Die dagegen gerichtete Beschwerde hat keinen Erfolg. Die Voraussetzungen für die Entstehung einer Erledigungsgebühr hat das Verwaltungsgericht zutreffend zusammengefasst; auch die Klägerin greift diese Ausführungen nicht an. Sie beruft sich auch nicht darauf, durch ein nicht von der Verfahrensgebühr abgegoltenes anwaltliches Tätigwerden zum Erlass des Verlängerungsbescheides beigetragen zu haben. Vielmehr macht sie geltend, die Rechtssache i.S.d. Nr. 1002 VV-RVG habe sich materiell-rechtlich durch die Erteilung des Verlängerungsbescheides noch nicht erledigt, da ihr noch die Möglichkeit offen gestanden hätte, einen Fortsetzungsfeststellungsantrag zur Vorbereitung eines Amtshaftungsprozesses zu stellen; ihr Prozessbevollmächtigter habe durch schriftliche und telefonische Beratung dazu beigetragen, dass sie von dieser Möglichkeit keinen Gebrauch gemacht habe.

Dieser Einlassung ist nicht zu folgen.
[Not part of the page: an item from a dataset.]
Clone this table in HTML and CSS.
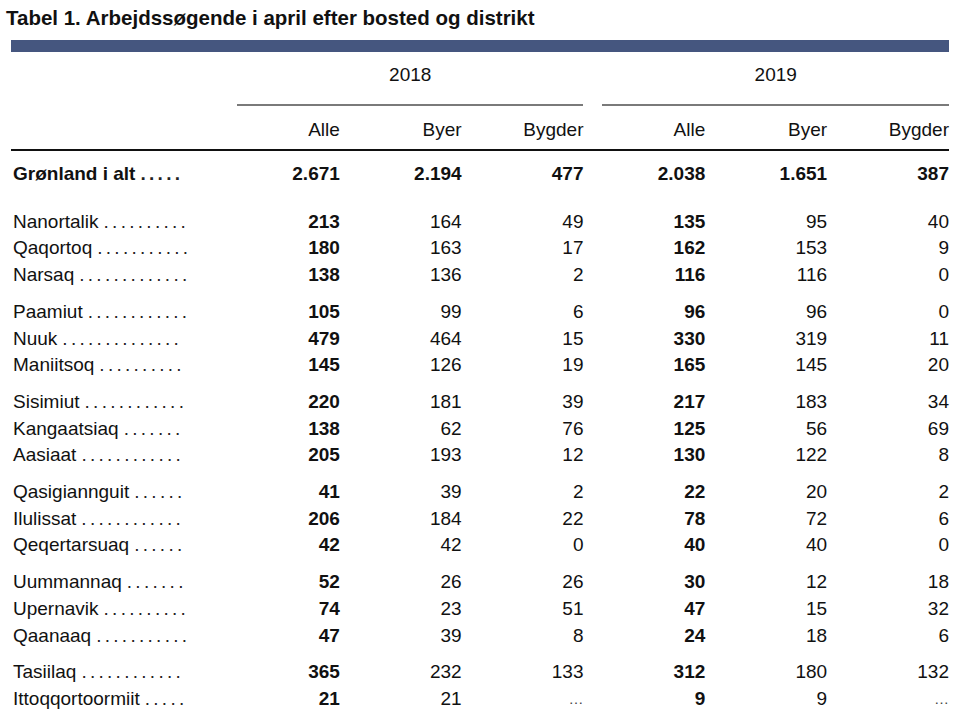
FILE: index.html
```html
<!DOCTYPE html>
<html lang="da">
<head>
<meta charset="utf-8">
<title>Tabel 1</title>
<link rel="stylesheet" href="styles.css">
</head>
<body>
<h1 class="title">Tabel 1. Arbejdssøgende i april efter bosted og distrikt</h1>
<div class="bar"></div>
<table class="stats">
  <colgroup>
    <col class="c-label">
    <col class="c-num"><col class="c-num"><col class="c-num">
    <col class="c-num"><col class="c-num"><col class="c-num">
  </colgroup>
  <thead>
    <tr class="years">
      <th></th>
      <th colspan="3" class="yearcell"><div class="year">2018</div></th>
      <th colspan="3" class="yearcell"><div class="year">2019</div></th>
    </tr>
    <tr class="heads">
      <th></th>
      <th>Alle</th><th>Byer</th><th>Bygder</th>
      <th>Alle</th><th>Byer</th><th>Bygder</th>
    </tr>
  </thead>
  <tbody class="total">
    <tr><td><div class="lab"><span class="name">Grønland i alt</span><span class="dots">. . . . .</span></div></td><td>2.671</td><td>2.194</td><td>477</td><td>2.038</td><td>1.651</td><td>387</td></tr>
  </tbody>
  <tbody class="group first">
    <tr><td><div class="lab"><span class="name">Nanortalik</span><span class="dots">. . . . . . . . . .</span></div></td><td class="b">213</td><td>164</td><td>49</td><td class="b">135</td><td>95</td><td>40</td></tr>
    <tr><td><div class="lab"><span class="name">Qaqortoq</span><span class="dots">. . . . . . . . . . .</span></div></td><td class="b">180</td><td>163</td><td>17</td><td class="b">162</td><td>153</td><td>9</td></tr>
    <tr><td><div class="lab"><span class="name">Narsaq</span><span class="dots">. . . . . . . . . . . . .</span></div></td><td class="b">138</td><td>136</td><td>2</td><td class="b">116</td><td>116</td><td>0</td></tr>
  </tbody>
  <tbody class="group">
    <tr><td><div class="lab"><span class="name">Paamiut</span><span class="dots">. . . . . . . . . . . .</span></div></td><td class="b">105</td><td>99</td><td>6</td><td class="b">96</td><td>96</td><td>0</td></tr>
    <tr><td><div class="lab"><span class="name">Nuuk</span><span class="dots">. . . . . . . . . . . . . .</span></div></td><td class="b">479</td><td>464</td><td>15</td><td class="b">330</td><td>319</td><td>11</td></tr>
    <tr><td><div class="lab"><span class="name">Maniitsoq</span><span class="dots">. . . . . . . . . .</span></div></td><td class="b">145</td><td>126</td><td>19</td><td class="b">165</td><td>145</td><td>20</td></tr>
  </tbody>
  <tbody class="group">
    <tr><td><div class="lab"><span class="name">Sisimiut</span><span class="dots">. . . . . . . . . . . .</span></div></td><td class="b">220</td><td>181</td><td>39</td><td class="b">217</td><td>183</td><td>34</td></tr>
    <tr><td><div class="lab"><span class="name">Kangaatsiaq</span><span class="dots">. . . . . . .</span></div></td><td class="b">138</td><td>62</td><td>76</td><td class="b">125</td><td>56</td><td>69</td></tr>
    <tr><td><div class="lab"><span class="name">Aasiaat</span><span class="dots">. . . . . . . . . . . .</span></div></td><td class="b">205</td><td>193</td><td>12</td><td class="b">130</td><td>122</td><td>8</td></tr>
  </tbody>
  <tbody class="group">
    <tr><td><div class="lab"><span class="name">Qasigiannguit</span><span class="dots">. . . . . .</span></div></td><td class="b">41</td><td>39</td><td>2</td><td class="b">22</td><td>20</td><td>2</td></tr>
    <tr><td><div class="lab"><span class="name">Ilulissat</span><span class="dots">. . . . . . . . . . . .</span></div></td><td class="b">206</td><td>184</td><td>22</td><td class="b">78</td><td>72</td><td>6</td></tr>
    <tr><td><div class="lab"><span class="name">Qeqertarsuaq</span><span class="dots">. . . . . .</span></div></td><td class="b">42</td><td>42</td><td>0</td><td class="b">40</td><td>40</td><td>0</td></tr>
  </tbody>
  <tbody class="group">
    <tr><td><div class="lab"><span class="name">Uummannaq</span><span class="dots">. . . . . . .</span></div></td><td class="b">52</td><td>26</td><td>26</td><td class="b">30</td><td>12</td><td>18</td></tr>
    <tr><td><div class="lab"><span class="name">Upernavik</span><span class="dots">. . . . . . . . . .</span></div></td><td class="b">74</td><td>23</td><td>51</td><td class="b">47</td><td>15</td><td>32</td></tr>
    <tr><td><div class="lab"><span class="name">Qaanaaq</span><span class="dots">. . . . . . . . . . .</span></div></td><td class="b">47</td><td>39</td><td>8</td><td class="b">24</td><td>18</td><td>6</td></tr>
  </tbody>
  <tbody class="group">
    <tr><td><div class="lab"><span class="name">Tasiilaq</span><span class="dots">. . . . . . . . . . . .</span></div></td><td class="b">365</td><td>232</td><td>133</td><td class="b">312</td><td>180</td><td>132</td></tr>
    <tr><td><div class="lab"><span class="name">Ittoqqortoormiit</span><span class="dots">. . . . .</span></div></td><td class="b">21</td><td>21</td><td class="na">…</td><td class="b">9</td><td>9</td><td class="na">…</td></tr>
  </tbody>
</table>
</body>
</html>
```

FILE: styles.css
```css
html, body {
  margin: 0;
  padding: 0;
  background: #fff;
}

body {
  font-family: "Liberation Sans", Arial, sans-serif;
  color: #111;
}

.title {
  margin: 0 0 7px 0;
  padding: 3px 0 0 6px;
  font-size: 20.5px;
  line-height: 30px;
  font-weight: bold;
  color: #111;
}

.bar {
  margin-left: 11px;
  width: 938px;
  height: 12px;
  background: #45567f;
}

.stats {
  margin-left: 11px;
  width: 938px;
  border-collapse: collapse;
  border-spacing: 0;
  table-layout: fixed;
  font-size: 19px;
}

.c-label { width: 207px; }
.c-num { width: 121.8px; }

.stats th {
  font-weight: normal;
  padding: 0;
  text-align: right;
}

.stats th.yearcell {
  padding-left: 19px;
}

.year {
  text-align: center;
  padding: 12px 0 18px 0;
  line-height: 22px;
  border-bottom: 2px solid #7a7a7a;
}

.heads th {
  padding: 13px 0 8px 0;
  line-height: 22px;
  border-bottom: 2px solid #111;
}

.stats td {
  padding: 0;
  line-height: 26.7px;
  text-align: right;
  white-space: nowrap;
}

.stats td:first-child {
  padding-left: 2px;
  text-align: left;
}

.total td {
  font-weight: bold;
  padding-top: 10px;
}

.group tr:first-child td {
  padding-top: 10px;
}

.group.first tr:first-child td {
  padding-top: 21px;
}

.b {
  font-weight: bold;
}

.na {
  font-size: 15px;
  color: #444;
}

.lab {
  display: flex;
  align-items: baseline;
}

.name {
  flex: none;
}

.dots {
  flex: none;
  margin-left: 5px;
  white-space: nowrap;
  word-spacing: -2px;
  color: #222;
}
```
Die bloße Möglichkeit, einen Verpflichtungsantrag auf einen Fortsetzungsfestsetzungsantrag umzustellen, ändert in der Regel nichts daran, dass die bis dahin streitgegenständliche Rechtssache im Sinne von Nr. 1002 VV-RVG erledigt ist, wenn die Behörde dem Verpflichtungsbegehren vollständig abhilft (OVG Lüneburg, 5. Senat, Beschl. v. 8.7.2013 - 5 OA 137/13 -, DÖD 2013, 242 = juris Rn. 9; VGH München, Beschl. v. 4.12.2007 - 3 C 07.2689 -, juris Rn. 11 m.w.N.; OVG Münster, Beschl. v. 31.1.2013 - 6 E 1129/12 -, juris Rn. 9). Das gilt jedenfalls dann, wenn - wie im Regelfall - das nach der Interessenlage der Klägerseite allenfalls sinnvolle Fortsetzungsfeststellungsbegehren seinem Inhalt nach über die Feststellung hinausgehen müsste, die mit einem Verpflichtungsausspruch des Gerichts verbunden gewesen wäre.
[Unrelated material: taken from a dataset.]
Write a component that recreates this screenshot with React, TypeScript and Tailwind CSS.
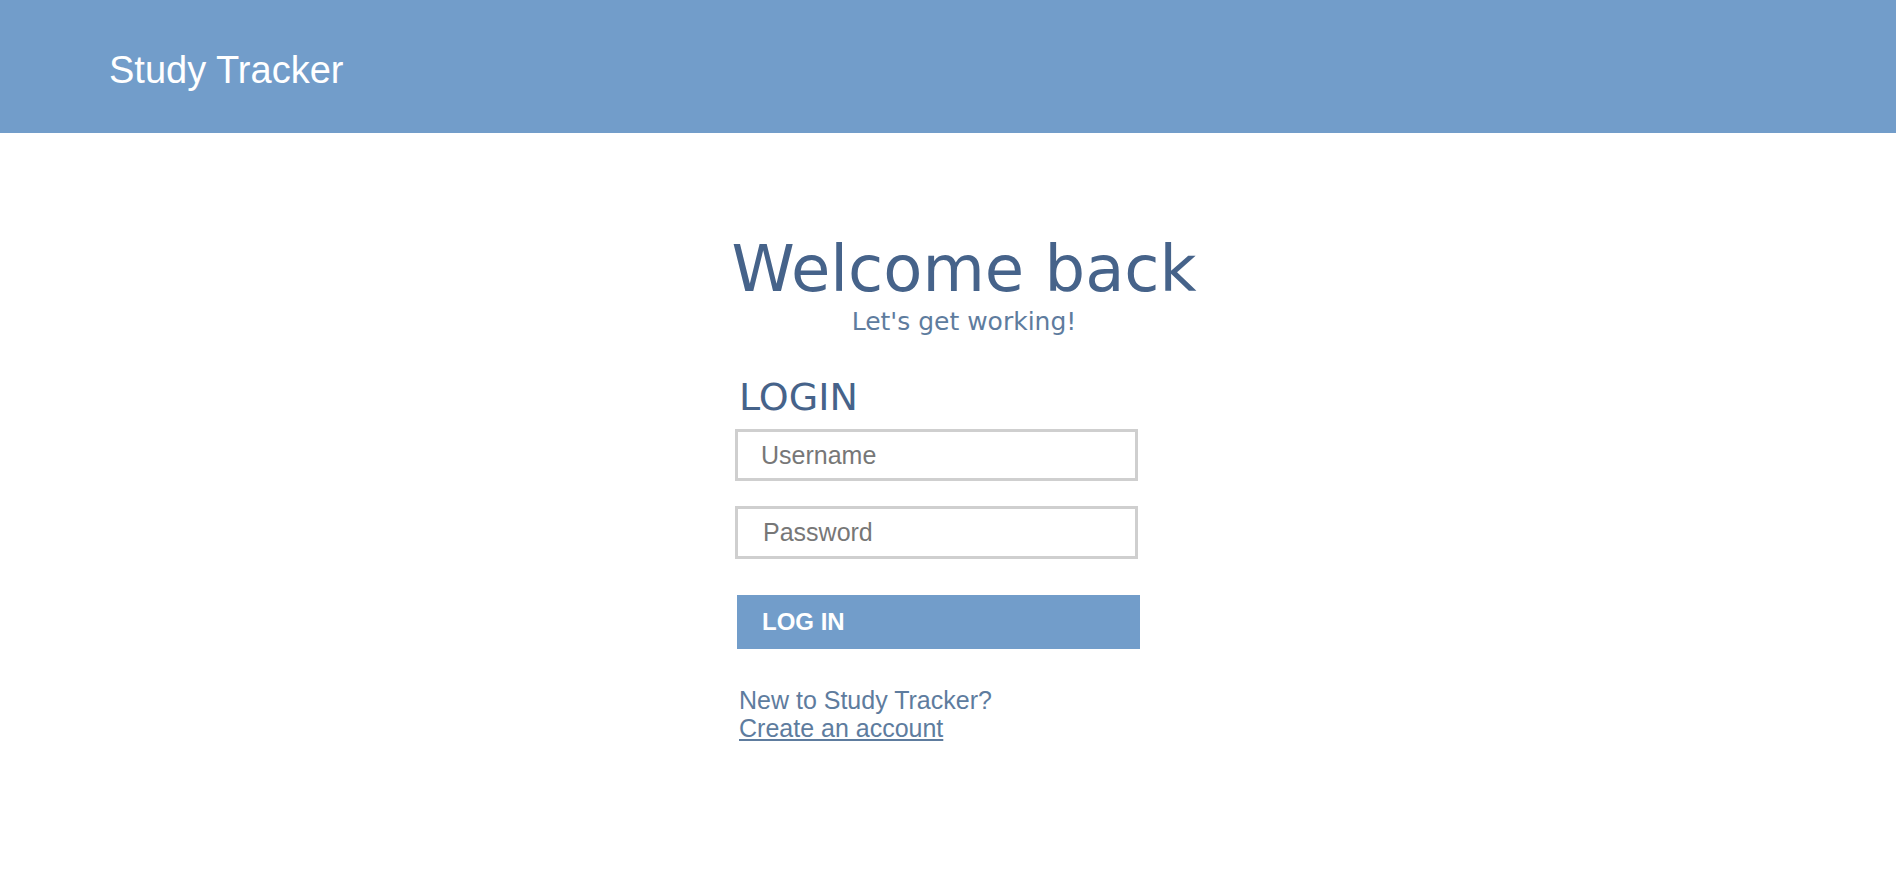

So liegt der Fall hier. Für einen Fortsetzungsfeststellungsausspruch dahingehend, dass die Klägerin im Zeitpunkt der Abhilfeentscheidung der Beklagten einen Anspruch auf die Verlängerung hatte, fehlt das Rechtsschutzbedürfnis, denn einen solchen Anspruch bestreitet die Beklagte nicht; anderenfalls hätte sie den Verlängerungsbescheid nicht erlassen dürfen. Gedient wäre der Klägerin allenfalls mit einer Feststellung dahingehend, dass der Anspruch bereits für einen bestimmten Zeitraum in der Vergangenheit bestanden hätte, da nur daraus ein Verzögerungsschaden abgeleitet werden könnte (zur zusätzlichen Schwierigkeit, dass der zusätzlich erforderliche Ablauf einer angemessenen Bearbeitungsfrist nicht Gegenstand des Fortsetzungsfeststellungsausspruchs wäre, VGH München, Beschl. v. 29.11.2010 - 15 B 10.1453 -, NVwZ-RR 2011, 310 = juris Rn. 19 f.). Ein auf das Bestehen eines Anspruchs in der Vergangenheit gerichtetes Feststellungsbegehren setzte jedoch eine Klageerweiterung voraus (BVerwG, Urt. v. 28.4.1999 - 4 C 4.98 -, BVerwGE 109, 74 = juris Rn. 15), die über die bisher anhängige Rechtssache i.S.d. Nr. 1002 VV-RVG hinausginge. Der Umstand, dass die Klägerin bereits bei Klageerhebung hilfsweise die Feststellung des Bestehens eines Bescheidungsanspruchs seit dem 5. Juli 2019 beantragt hatte, ändert daran vorliegend nichts. Dieser Antrag ist nicht Gegenstand des Rechtsstreits geworden, da die Bedingung, von der er abhängig gemacht worden war, nicht eingetreten ist.

Die Kostenentscheidung beruht auf § 154 Abs. 2 VwGO.

Eine Streitwertfestsetzung ist entbehrlich, weil bei Erfolglosigkeit der Beschwerde eine streitwertunabhängige Gerichtsgebühr in Höhe von 60,00 EUR anzusetzen ist (vgl. Nr. 5502 KV).

Dieser Beschluss ist unanfechtbar (§ 152 Abs. 1 VwGO).